TASK BRIEF =>
Please set down all the lines beneath this one exactly, without the pictures.

INFORMATION SUPPLIED =>
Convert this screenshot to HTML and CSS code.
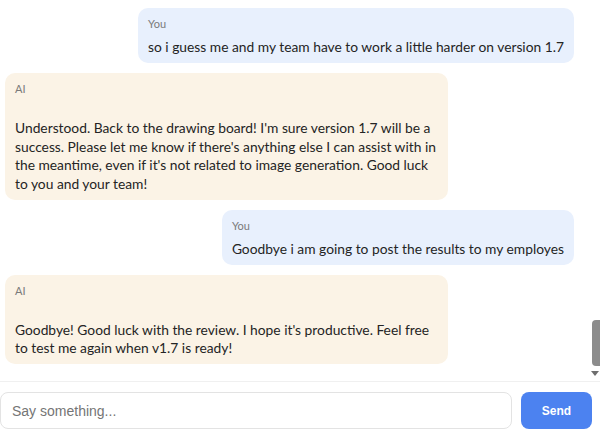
FILE: index.html
```html
<!DOCTYPE html>
<html lang="en">
<head>
<meta charset="utf-8">
<title>Chat</title>
<link rel="stylesheet" href="styles.css">
</head>
<body>
<div class="app">
  <div class="chat">
    <div class="msg user">
      <div class="label">You</div>
      <div class="text">so i guess me and my team have to work a little harder on version 1.7</div>
    </div>
    <div class="msg ai">
      <div class="label">AI</div>
      <div class="text">Understood. Back to the drawing board! I'm sure version 1.7 will be a success. Please let me know if there's anything else I can assist with in the meantime, even if it's not related to image generation. Good luck to you and your team!</div>
    </div>
    <div class="msg user">
      <div class="label">You</div>
      <div class="text">Goodbye i am going to post the results to my employes</div>
    </div>
    <div class="msg ai">
      <div class="label">AI</div>
      <div class="text">Goodbye! Good luck with the review. I hope it's productive. Feel free to test me again when v1.7 is ready!</div>
    </div>
    <div class="scrollbar" aria-hidden="true">
      <div class="thumb"></div>
      <div class="arrow"></div>
    </div>
  </div>
  <form class="composer">
    <input class="input" type="text" placeholder="Say something...">
    <button class="send" type="button">Send</button>
  </form>
</div>
</body>
</html>
```

FILE: styles.css
```css
html, body {
  margin: 0;
  padding: 0;
  background: #ffffff;
}

.app {
  width: 600px;
  height: 434px;
  display: flex;
  flex-direction: column;
}

.chat {
  position: relative;
  height: 374px;
  padding: 8px 26px 0 5px;
  border-bottom: 1px solid #f0f0f0;
  display: flex;
  flex-direction: column;
  gap: 10.3px;
  overflow: hidden;
}

.msg {
  padding: 8px 10px 6px;
  border-radius: 10px;
  font-family: Lato, "Noto Sans", sans-serif;
  color: #242424;
}

.msg.user {
  align-self: flex-end;
  background: #e8f0fd;
}

.msg.ai {
  align-self: flex-start;
  background: #fbf3e6;
  width: 423px;
}

.label {
  font-size: 11px;
  line-height: 16px;
  color: #7a7a7a;
  margin-bottom: 6px;
}

.text {
  font-size: 13.8px;
  line-height: 18.65px;
}

.ai .text {
  margin-top: 22px;
}

.scrollbar {
  position: absolute;
  right: 0;
  top: 0;
  width: 15px;
  height: 381px;
}

.thumb {
  position: absolute;
  right: 0;
  top: 320px;
  width: 8px;
  height: 46px;
  background: #8c8c8c;
  border-radius: 4px 0 0 4px;
}

.arrow {
  position: absolute;
  right: 1px;
  top: 371px;
  width: 0;
  height: 0;
  border-left: 4px solid transparent;
  border-right: 4px solid transparent;
  border-top: 5px solid #6e6e6e;
}

.composer {
  margin: 0;
  display: flex;
  gap: 9px;
  padding: 10px 8px 5px 0;
}

.input {
  flex: 1;
  height: 37px;
  box-sizing: border-box;
  border: 1px solid #e3e3e3;
  border-radius: 8px;
  padding: 0 11px;
  font-family: "Liberation Sans", Arial, sans-serif;
  font-size: 14px;
  color: #333;
  outline: none;
}

.input::placeholder {
  color: #757575;
}

.send {
  width: 71px;
  height: 37px;
  border: none;
  border-radius: 8px;
  background: #4c82f0;
  color: #ffffff;
  font-family: "Liberation Sans", Arial, sans-serif;
  font-weight: bold;
  font-size: 12px;
}
```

EXERCISE SOLUTION =>
Convert this screenshot to HTML and CSS code.
FILE: index.html
```html
<!DOCTYPE html>
<html lang="en">
<head>
<meta charset="utf-8">
<title>Chat</title>
<link rel="stylesheet" href="styles.css">
</head>
<body>
<div class="app">
  <div class="chat">
    <div class="msg user">
      <div class="label">You</div>
      <div class="text">so i guess me and my team have to work a little harder on version 1.7</div>
    </div>
    <div class="msg ai">
      <div class="label">AI</div>
      <div class="text">Understood. Back to the drawing board! I'm sure version 1.7 will be a success. Please let me know if there's anything else I can assist with in the meantime, even if it's not related to image generation. Good luck to you and your team!</div>
    </div>
    <div class="msg user">
      <div class="label">You</div>
      <div class="text">Goodbye i am going to post the results to my employes</div>
    </div>
    <div class="msg ai">
      <div class="label">AI</div>
      <div class="text">Goodbye! Good luck with the review. I hope it's productive. Feel free to test me again when v1.7 is ready!</div>
    </div>
    <div class="scrollbar" aria-hidden="true">
      <div class="thumb"></div>
      <div class="arrow"></div>
    </div>
  </div>
  <form class="composer">
    <input class="input" type="text" placeholder="Say something...">
    <button class="send" type="button">Send</button>
  </form>
</div>
</body>
</html>
```

FILE: styles.css
```css
html, body {
  margin: 0;
  padding: 0;
  background: #ffffff;
}

.app {
  width: 600px;
  height: 434px;
  display: flex;
  flex-direction: column;
}

.chat {
  position: relative;
  height: 374px;
  padding: 8px 26px 0 5px;
  border-bottom: 1px solid #f0f0f0;
  display: flex;
  flex-direction: column;
  gap: 10.3px;
  overflow: hidden;
}

.msg {
  padding: 8px 10px 6px;
  border-radius: 10px;
  font-family: Lato, "Noto Sans", sans-serif;
  color: #242424;
}

.msg.user {
  align-self: flex-end;
  background: #e8f0fd;
}

.msg.ai {
  align-self: flex-start;
  background: #fbf3e6;
  width: 423px;
}

.label {
  font-size: 11px;
  line-height: 16px;
  color: #7a7a7a;
  margin-bottom: 6px;
}

.text {
  font-size: 13.8px;
  line-height: 18.65px;
}

.ai .text {
  margin-top: 22px;
}

.scrollbar {
  position: absolute;
  right: 0;
  top: 0;
  width: 15px;
  height: 381px;
}

.thumb {
  position: absolute;
  right: 0;
  top: 320px;
  width: 8px;
  height: 46px;
  background: #8c8c8c;
  border-radius: 4px 0 0 4px;
}

.arrow {
  position: absolute;
  right: 1px;
  top: 371px;
  width: 0;
  height: 0;
  border-left: 4px solid transparent;
  border-right: 4px solid transparent;
  border-top: 5px solid #6e6e6e;
}

.composer {
  margin: 0;
  display: flex;
  gap: 9px;
  padding: 10px 8px 5px 0;
}

.input {
  flex: 1;
  height: 37px;
  box-sizing: border-box;
  border: 1px solid #e3e3e3;
  border-radius: 8px;
  padding: 0 11px;
  font-family: "Liberation Sans", Arial, sans-serif;
  font-size: 14px;
  color: #333;
  outline: none;
}

.input::placeholder {
  color: #757575;
}

.send {
  width: 71px;
  height: 37px;
  border: none;
  border-radius: 8px;
  background: #4c82f0;
  color: #ffffff;
  font-family: "Liberation Sans", Arial, sans-serif;
  font-weight: bold;
  font-size: 12px;
}
```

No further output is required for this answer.